Little by little, state legislatures across the United States are intervening in university practices like tenure and DEI. Recently, Indiana’s House of Representatives has been trying to legislate “intellectual diversity” by mandating that scholars share a variety of perspectives that can be evaluated when they are up for review. On a national level, elite institutions have come under fire if their administration isn’t sufficiently Zionist.

Government encroaching on the sacred cow of academic freedom is precisely the way the Israeli government intervenes in the lives of faculty and students. The difference is that, in Israel, such interference is baked into the system. That’s why Maya Wind’s Towers of Ivory and Steel: How Israeli Universities Deny Palestinian Freedom is a critical tool for anyone affiliated with academic life — students, faculty, or staff. It is also a text that people involved in the boycott, divestment, and sanctions (BDS) movement will find essential: its systematic analysis, history, and solid data are the ammunition we need to combat those who mistakenly assume that boycotting Israeli academic institutions undermines academic freedom.

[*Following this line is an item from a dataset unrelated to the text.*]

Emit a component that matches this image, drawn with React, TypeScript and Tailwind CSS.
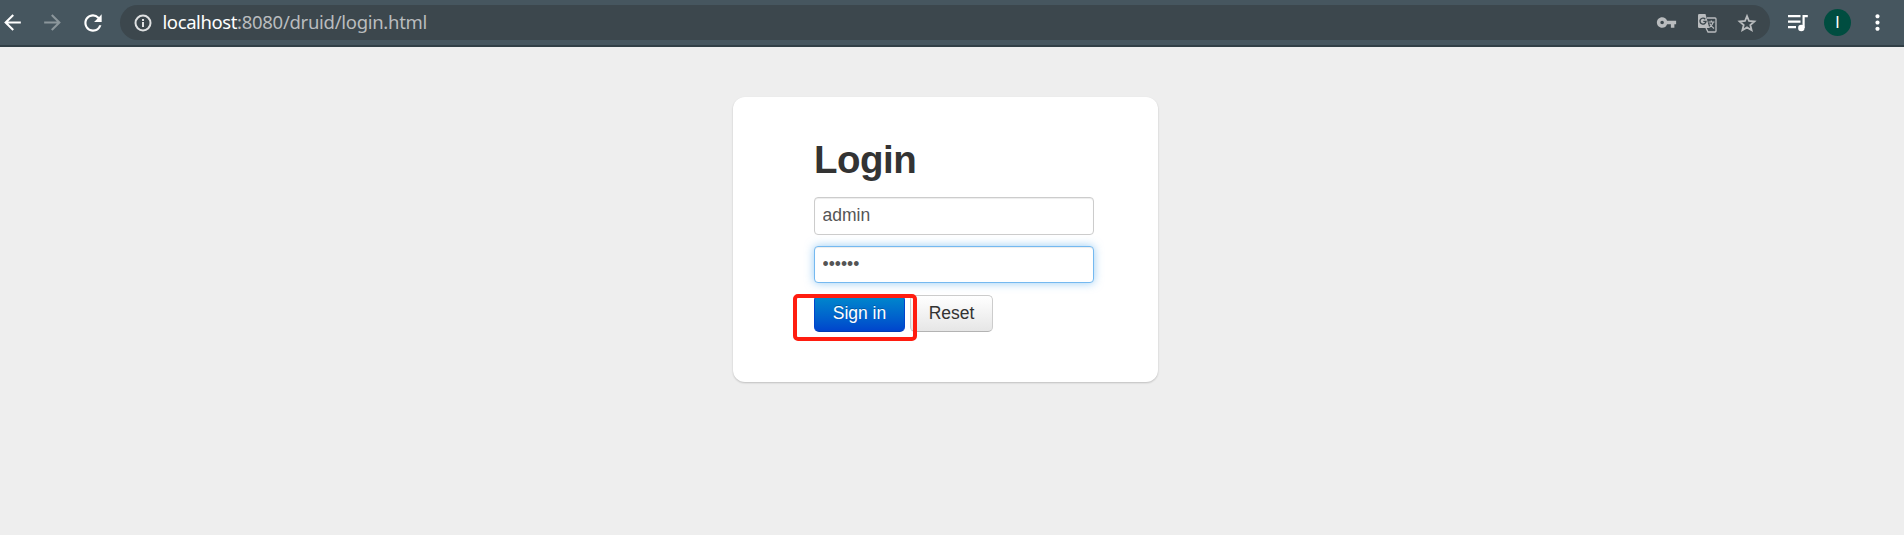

Wind’s book is structured in two parts — complicity and repression. It opens and concludes with two brilliant essays by Nadia Abu El-Haj and Robin D. G. Kelley. Wind’s first section lays out the creation of Israeli academic institutions as foundations for the militarized settler colonial state while the second half covers how those institutions implement apartheid and suppress Palestinian students and faculty. From the outset, Wind is refreshingly unequivocal: “Israeli universities are not independent of the Israeli security state but, rather, serve as an extension of its violence” (p. 13). Throughout her book, readers glean insight into how Israeli universities create the knowledge necessary to rationalize and legalize Israel’s apartheid regime.

The compiled evidence in Wind’s powerful book includes a variety of materials that are accessible to an Ashkenazi Israeli like Wind, albeit one whose struggle against Zionism began when she was a teenager, including her refusal to serve in Israel’s army. Relying upon research produced by Palestinian scholars and activists, coupled with documents from Israeli state and military archives, Wind reveals precisely how Israeli universities are complicit in the violation of Palestinian rights inside and outside academia.

The university and the colony

Grounding the role of Israeli universities in settler colonialism, Wind illustrates that “before even the founding of Israel, the Zionist movement founded three universities, which were explicitly to serve the movement’s territorial objectives in Palestine.” (p. 23)

The Hebrew University (1918) was designed to be a “strategic outpost for the Zionist movement and to stake a symbolic political claim to Jerusalem,” while the Technion (1925) and the Weizmann Institute (1934) were “established to advance the scientific and technological development of Israel” (p. 23).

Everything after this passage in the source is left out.